--- begin ---
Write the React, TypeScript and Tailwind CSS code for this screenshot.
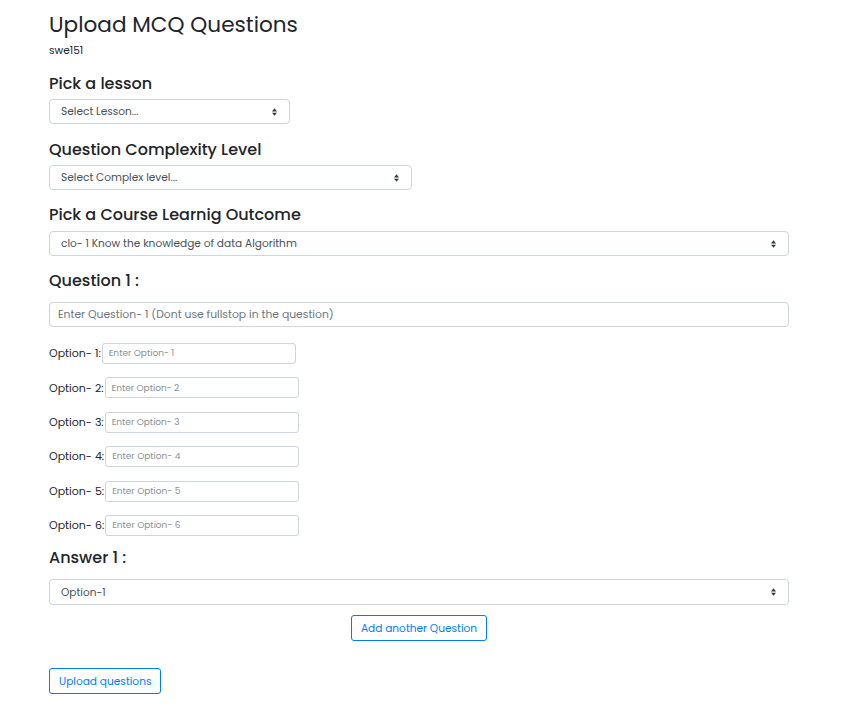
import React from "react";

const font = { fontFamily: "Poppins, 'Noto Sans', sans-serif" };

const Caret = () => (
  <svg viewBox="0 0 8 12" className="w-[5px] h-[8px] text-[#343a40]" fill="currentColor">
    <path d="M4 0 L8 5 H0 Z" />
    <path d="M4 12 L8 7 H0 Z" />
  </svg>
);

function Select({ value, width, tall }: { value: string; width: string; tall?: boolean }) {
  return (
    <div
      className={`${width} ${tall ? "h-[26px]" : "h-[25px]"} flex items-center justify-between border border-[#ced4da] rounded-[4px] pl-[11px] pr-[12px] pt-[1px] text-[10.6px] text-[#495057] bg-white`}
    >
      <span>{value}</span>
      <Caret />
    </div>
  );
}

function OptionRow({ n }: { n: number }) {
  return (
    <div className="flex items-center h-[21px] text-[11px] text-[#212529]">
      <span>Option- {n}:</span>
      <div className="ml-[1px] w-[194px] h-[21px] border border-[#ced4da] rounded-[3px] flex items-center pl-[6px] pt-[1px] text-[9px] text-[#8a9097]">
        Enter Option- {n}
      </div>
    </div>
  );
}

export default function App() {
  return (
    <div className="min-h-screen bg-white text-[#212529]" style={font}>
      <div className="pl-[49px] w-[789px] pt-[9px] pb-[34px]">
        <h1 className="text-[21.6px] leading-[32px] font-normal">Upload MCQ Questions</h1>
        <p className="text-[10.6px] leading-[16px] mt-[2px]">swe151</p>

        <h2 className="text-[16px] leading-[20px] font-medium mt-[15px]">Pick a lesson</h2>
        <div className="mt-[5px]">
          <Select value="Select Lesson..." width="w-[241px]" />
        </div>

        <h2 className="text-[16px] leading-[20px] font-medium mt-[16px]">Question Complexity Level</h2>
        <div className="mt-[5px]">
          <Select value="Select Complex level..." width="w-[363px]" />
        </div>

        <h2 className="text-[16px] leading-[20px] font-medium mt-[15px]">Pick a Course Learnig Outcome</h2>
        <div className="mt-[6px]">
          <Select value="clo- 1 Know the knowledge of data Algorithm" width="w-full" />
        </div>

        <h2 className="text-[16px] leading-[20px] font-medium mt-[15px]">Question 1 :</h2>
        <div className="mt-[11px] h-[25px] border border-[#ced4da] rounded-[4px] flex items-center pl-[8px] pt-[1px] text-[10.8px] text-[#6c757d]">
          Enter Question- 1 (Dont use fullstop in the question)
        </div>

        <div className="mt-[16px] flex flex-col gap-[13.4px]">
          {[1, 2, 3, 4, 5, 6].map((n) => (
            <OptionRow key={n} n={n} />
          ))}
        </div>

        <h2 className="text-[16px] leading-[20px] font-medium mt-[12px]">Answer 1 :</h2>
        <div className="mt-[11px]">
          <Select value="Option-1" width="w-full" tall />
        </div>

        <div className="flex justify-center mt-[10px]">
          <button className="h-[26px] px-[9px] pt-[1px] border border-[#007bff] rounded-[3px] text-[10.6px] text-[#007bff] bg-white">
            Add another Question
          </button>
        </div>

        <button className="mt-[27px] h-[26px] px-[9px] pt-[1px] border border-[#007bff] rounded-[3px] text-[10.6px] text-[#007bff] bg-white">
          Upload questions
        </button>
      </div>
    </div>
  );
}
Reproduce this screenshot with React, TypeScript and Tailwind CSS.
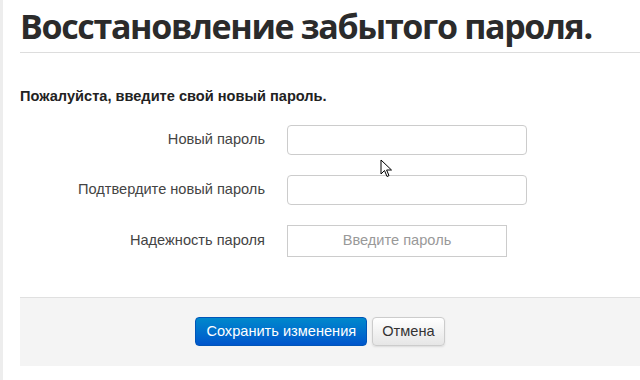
--- end ---
**WHAT THE EXERCISE ASKS**.
Extract the full listing exactly, with the pictures left out.

**WRITTEN ANSWER**.
Write the React, TypeScript and Tailwind CSS code for this screenshot.
import React from "react";

const font = { fontFamily: "Poppins, 'Noto Sans', sans-serif" };

const Caret = () => (
  <svg viewBox="0 0 8 12" className="w-[5px] h-[8px] text-[#343a40]" fill="currentColor">
    <path d="M4 0 L8 5 H0 Z" />
    <path d="M4 12 L8 7 H0 Z" />
  </svg>
);

function Select({ value, width, tall }: { value: string; width: string; tall?: boolean }) {
  return (
    <div
      className={`${width} ${tall ? "h-[26px]" : "h-[25px]"} flex items-center justify-between border border-[#ced4da] rounded-[4px] pl-[11px] pr-[12px] pt-[1px] text-[10.6px] text-[#495057] bg-white`}
    >
      <span>{value}</span>
      <Caret />
    </div>
  );
}

function OptionRow({ n }: { n: number }) {
  return (
    <div className="flex items-center h-[21px] text-[11px] text-[#212529]">
      <span>Option- {n}:</span>
      <div className="ml-[1px] w-[194px] h-[21px] border border-[#ced4da] rounded-[3px] flex items-center pl-[6px] pt-[1px] text-[9px] text-[#8a9097]">
        Enter Option- {n}
      </div>
    </div>
  );
}

export default function App() {
  return (
    <div className="min-h-screen bg-white text-[#212529]" style={font}>
      <div className="pl-[49px] w-[789px] pt-[9px] pb-[34px]">
        <h1 className="text-[21.6px] leading-[32px] font-normal">Upload MCQ Questions</h1>
        <p className="text-[10.6px] leading-[16px] mt-[2px]">swe151</p>

        <h2 className="text-[16px] leading-[20px] font-medium mt-[15px]">Pick a lesson</h2>
        <div className="mt-[5px]">
          <Select value="Select Lesson..." width="w-[241px]" />
        </div>

        <h2 className="text-[16px] leading-[20px] font-medium mt-[16px]">Question Complexity Level</h2>
        <div className="mt-[5px]">
          <Select value="Select Complex level..." width="w-[363px]" />
        </div>

        <h2 className="text-[16px] leading-[20px] font-medium mt-[15px]">Pick a Course Learnig Outcome</h2>
        <div className="mt-[6px]">
          <Select value="clo- 1 Know the knowledge of data Algorithm" width="w-full" />
        </div>

        <h2 className="text-[16px] leading-[20px] font-medium mt-[15px]">Question 1 :</h2>
        <div className="mt-[11px] h-[25px] border border-[#ced4da] rounded-[4px] flex items-center pl-[8px] pt-[1px] text-[10.8px] text-[#6c757d]">
          Enter Question- 1 (Dont use fullstop in the question)
        </div>

        <div className="mt-[16px] flex flex-col gap-[13.4px]">
          {[1, 2, 3, 4, 5, 6].map((n) => (
            <OptionRow key={n} n={n} />
          ))}
        </div>

        <h2 className="text-[16px] leading-[20px] font-medium mt-[12px]">Answer 1 :</h2>
        <div className="mt-[11px]">
          <Select value="Option-1" width="w-full" tall />
        </div>

        <div className="flex justify-center mt-[10px]">
          <button className="h-[26px] px-[9px] pt-[1px] border border-[#007bff] rounded-[3px] text-[10.6px] text-[#007bff] bg-white">
            Add another Question
          </button>
        </div>

        <button className="mt-[27px] h-[26px] px-[9px] pt-[1px] border border-[#007bff] rounded-[3px] text-[10.6px] text-[#007bff] bg-white">
          Upload questions
        </button>
      </div>
    </div>
  );
}
Reproduce this screenshot with React, TypeScript and Tailwind CSS.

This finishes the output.